[Data block]

_ _ _

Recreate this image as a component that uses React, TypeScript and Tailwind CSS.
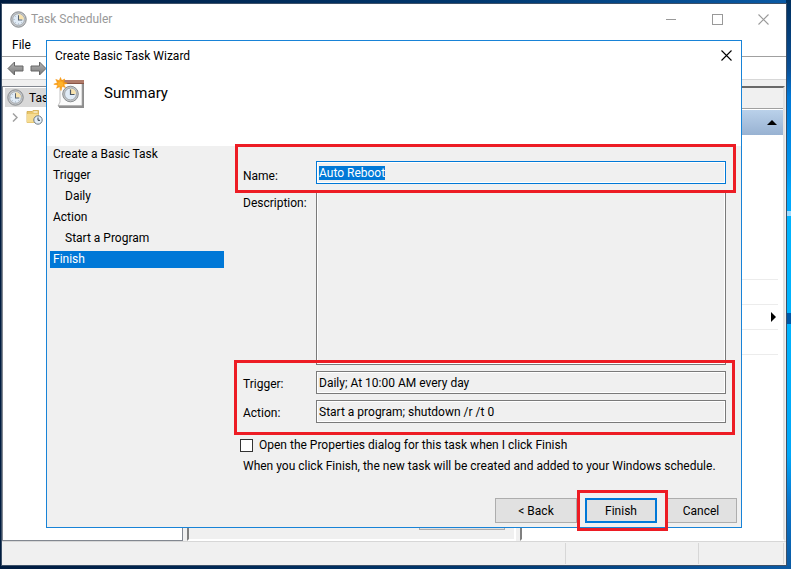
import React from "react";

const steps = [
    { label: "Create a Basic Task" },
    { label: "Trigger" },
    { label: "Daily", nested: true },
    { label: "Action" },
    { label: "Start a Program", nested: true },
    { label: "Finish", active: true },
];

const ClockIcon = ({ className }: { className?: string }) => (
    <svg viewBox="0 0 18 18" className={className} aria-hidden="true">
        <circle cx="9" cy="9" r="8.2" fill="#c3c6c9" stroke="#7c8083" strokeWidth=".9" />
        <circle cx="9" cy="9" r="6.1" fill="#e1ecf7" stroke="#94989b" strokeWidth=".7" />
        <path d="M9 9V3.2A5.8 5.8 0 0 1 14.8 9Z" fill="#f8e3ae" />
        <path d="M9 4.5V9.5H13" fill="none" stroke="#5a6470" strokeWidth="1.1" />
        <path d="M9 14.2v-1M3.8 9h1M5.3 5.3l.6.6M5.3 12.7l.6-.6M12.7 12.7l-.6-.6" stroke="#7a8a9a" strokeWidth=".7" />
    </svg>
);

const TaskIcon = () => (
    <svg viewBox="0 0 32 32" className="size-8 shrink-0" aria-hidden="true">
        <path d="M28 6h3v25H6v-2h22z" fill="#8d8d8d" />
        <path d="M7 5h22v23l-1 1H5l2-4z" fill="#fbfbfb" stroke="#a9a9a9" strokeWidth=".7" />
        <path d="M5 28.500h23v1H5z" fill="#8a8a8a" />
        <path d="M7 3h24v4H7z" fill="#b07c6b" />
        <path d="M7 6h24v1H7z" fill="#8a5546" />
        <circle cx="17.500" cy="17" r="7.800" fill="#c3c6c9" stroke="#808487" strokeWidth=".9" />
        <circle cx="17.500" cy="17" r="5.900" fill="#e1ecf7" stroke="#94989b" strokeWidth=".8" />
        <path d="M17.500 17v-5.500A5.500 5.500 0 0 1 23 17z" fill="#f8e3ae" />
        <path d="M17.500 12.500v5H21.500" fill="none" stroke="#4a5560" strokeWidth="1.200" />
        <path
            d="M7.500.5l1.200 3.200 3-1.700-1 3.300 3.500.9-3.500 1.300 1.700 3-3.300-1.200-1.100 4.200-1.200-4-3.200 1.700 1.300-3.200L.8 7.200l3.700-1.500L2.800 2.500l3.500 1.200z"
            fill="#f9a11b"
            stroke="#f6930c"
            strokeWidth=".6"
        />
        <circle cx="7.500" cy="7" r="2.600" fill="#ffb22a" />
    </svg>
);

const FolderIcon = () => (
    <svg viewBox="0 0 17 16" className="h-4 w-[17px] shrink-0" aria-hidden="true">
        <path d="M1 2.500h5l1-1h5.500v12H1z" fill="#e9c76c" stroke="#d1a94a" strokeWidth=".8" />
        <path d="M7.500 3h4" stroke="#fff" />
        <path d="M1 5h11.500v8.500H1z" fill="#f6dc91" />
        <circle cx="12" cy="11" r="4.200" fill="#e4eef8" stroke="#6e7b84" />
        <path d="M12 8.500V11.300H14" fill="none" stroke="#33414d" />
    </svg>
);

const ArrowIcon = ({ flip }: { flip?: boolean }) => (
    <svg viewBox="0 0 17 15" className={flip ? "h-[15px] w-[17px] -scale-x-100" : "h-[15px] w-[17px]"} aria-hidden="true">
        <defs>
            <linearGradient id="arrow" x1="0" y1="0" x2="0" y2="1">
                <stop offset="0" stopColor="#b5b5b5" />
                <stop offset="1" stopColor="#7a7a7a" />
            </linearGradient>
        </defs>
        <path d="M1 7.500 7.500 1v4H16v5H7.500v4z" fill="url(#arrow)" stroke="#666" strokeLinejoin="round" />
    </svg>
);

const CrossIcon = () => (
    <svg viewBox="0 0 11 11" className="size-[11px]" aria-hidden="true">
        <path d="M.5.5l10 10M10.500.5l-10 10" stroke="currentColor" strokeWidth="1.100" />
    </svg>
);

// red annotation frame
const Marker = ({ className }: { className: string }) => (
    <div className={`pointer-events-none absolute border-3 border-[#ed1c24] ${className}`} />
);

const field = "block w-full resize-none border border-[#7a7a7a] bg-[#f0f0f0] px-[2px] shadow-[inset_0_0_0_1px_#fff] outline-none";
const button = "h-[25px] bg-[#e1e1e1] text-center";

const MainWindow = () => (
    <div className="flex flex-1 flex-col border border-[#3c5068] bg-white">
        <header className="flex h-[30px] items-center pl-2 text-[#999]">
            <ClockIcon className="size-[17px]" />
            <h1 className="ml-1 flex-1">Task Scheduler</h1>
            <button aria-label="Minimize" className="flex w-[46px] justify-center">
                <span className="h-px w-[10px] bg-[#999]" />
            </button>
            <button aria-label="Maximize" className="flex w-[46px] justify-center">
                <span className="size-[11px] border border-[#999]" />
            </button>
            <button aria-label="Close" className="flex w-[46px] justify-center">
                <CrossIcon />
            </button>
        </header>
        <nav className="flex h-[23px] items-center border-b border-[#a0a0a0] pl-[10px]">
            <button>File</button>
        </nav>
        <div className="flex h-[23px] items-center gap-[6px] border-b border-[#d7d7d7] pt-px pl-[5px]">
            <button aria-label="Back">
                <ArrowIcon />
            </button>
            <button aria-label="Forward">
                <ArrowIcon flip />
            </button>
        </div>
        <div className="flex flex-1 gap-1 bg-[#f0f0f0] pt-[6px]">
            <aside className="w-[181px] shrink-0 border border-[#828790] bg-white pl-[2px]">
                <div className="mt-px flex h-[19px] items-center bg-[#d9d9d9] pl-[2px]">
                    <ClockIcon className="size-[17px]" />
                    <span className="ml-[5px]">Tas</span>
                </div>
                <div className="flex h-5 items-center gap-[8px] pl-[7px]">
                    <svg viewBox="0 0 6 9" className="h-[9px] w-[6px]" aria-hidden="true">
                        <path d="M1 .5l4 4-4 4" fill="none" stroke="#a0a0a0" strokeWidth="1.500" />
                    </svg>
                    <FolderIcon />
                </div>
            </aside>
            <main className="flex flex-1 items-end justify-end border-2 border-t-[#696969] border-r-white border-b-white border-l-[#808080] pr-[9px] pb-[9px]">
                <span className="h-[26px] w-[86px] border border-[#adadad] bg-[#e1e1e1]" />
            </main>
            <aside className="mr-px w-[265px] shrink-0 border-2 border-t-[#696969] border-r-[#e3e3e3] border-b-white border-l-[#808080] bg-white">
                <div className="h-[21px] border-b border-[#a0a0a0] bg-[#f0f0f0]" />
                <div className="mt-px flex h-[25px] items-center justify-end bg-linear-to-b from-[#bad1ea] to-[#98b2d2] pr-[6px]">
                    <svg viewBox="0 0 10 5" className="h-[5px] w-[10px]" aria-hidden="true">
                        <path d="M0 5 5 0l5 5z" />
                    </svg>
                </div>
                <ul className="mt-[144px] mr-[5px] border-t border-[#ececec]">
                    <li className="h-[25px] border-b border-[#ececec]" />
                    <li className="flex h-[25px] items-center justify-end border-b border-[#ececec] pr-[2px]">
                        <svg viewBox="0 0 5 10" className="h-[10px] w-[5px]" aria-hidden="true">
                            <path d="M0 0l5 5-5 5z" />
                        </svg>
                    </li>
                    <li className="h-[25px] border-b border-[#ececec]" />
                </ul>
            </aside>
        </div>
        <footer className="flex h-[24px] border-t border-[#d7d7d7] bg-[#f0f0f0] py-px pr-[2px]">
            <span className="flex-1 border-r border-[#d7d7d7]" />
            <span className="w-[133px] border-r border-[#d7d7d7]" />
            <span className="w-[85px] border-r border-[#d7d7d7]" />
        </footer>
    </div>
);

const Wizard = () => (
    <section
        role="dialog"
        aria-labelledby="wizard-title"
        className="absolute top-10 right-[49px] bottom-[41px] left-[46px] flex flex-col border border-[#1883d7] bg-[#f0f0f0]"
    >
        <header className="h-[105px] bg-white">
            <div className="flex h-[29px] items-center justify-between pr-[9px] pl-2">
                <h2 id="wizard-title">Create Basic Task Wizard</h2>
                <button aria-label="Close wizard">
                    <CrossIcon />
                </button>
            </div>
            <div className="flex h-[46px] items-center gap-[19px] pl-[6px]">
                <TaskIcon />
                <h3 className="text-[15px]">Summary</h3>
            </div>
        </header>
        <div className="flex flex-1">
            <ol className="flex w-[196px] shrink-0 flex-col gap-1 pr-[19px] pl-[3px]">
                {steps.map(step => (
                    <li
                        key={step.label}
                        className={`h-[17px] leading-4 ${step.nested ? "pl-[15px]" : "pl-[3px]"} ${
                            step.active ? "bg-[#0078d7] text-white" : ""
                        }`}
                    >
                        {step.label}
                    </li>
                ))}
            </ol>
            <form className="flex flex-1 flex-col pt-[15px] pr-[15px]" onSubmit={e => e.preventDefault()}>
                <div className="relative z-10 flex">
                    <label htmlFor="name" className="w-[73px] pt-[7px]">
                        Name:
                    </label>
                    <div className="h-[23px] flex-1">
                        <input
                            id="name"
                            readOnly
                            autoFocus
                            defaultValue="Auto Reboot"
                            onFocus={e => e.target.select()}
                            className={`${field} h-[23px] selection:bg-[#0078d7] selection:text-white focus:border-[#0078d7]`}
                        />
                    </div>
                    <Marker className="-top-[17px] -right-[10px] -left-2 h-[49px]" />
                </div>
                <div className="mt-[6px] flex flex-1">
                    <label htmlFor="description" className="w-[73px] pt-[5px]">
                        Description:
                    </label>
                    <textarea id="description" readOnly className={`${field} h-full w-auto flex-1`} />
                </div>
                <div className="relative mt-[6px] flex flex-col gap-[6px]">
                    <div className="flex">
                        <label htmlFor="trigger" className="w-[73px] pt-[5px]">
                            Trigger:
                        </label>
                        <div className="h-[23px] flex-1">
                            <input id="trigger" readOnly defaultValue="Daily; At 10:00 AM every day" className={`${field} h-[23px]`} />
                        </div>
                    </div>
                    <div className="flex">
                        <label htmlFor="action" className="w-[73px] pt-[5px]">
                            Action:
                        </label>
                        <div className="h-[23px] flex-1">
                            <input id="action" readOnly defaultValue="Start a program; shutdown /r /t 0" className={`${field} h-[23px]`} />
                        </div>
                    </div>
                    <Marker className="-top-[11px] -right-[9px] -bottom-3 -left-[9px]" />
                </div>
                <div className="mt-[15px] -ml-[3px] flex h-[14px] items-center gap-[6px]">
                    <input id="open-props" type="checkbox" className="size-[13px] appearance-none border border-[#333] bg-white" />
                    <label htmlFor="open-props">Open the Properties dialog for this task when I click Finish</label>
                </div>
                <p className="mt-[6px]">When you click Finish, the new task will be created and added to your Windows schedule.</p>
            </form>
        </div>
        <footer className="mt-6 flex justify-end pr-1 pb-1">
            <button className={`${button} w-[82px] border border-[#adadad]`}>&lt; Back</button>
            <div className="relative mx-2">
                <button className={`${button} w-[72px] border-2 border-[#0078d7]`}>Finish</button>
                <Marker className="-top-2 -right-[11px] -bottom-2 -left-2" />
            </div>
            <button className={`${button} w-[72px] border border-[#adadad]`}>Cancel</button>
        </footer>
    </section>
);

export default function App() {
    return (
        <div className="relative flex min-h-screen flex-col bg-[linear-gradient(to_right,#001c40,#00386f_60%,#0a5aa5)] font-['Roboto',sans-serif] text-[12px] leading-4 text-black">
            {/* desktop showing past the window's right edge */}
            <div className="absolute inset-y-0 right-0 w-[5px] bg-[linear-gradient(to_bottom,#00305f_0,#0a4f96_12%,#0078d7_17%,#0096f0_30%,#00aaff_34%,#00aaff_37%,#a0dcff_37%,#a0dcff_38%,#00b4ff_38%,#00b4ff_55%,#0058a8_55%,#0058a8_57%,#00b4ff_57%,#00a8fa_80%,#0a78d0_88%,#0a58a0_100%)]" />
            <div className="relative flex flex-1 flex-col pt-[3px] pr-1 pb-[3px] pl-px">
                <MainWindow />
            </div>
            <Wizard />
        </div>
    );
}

_ _ _

[Set exercise]
Repeat the lines of the listing above verbatim, beginning at its first line and ending at the line containing "import React from", which is included. Omit pictures.

[Final result]
Recreate this image as a component that uses React, TypeScript and Tailwind CSS.
import React from "react";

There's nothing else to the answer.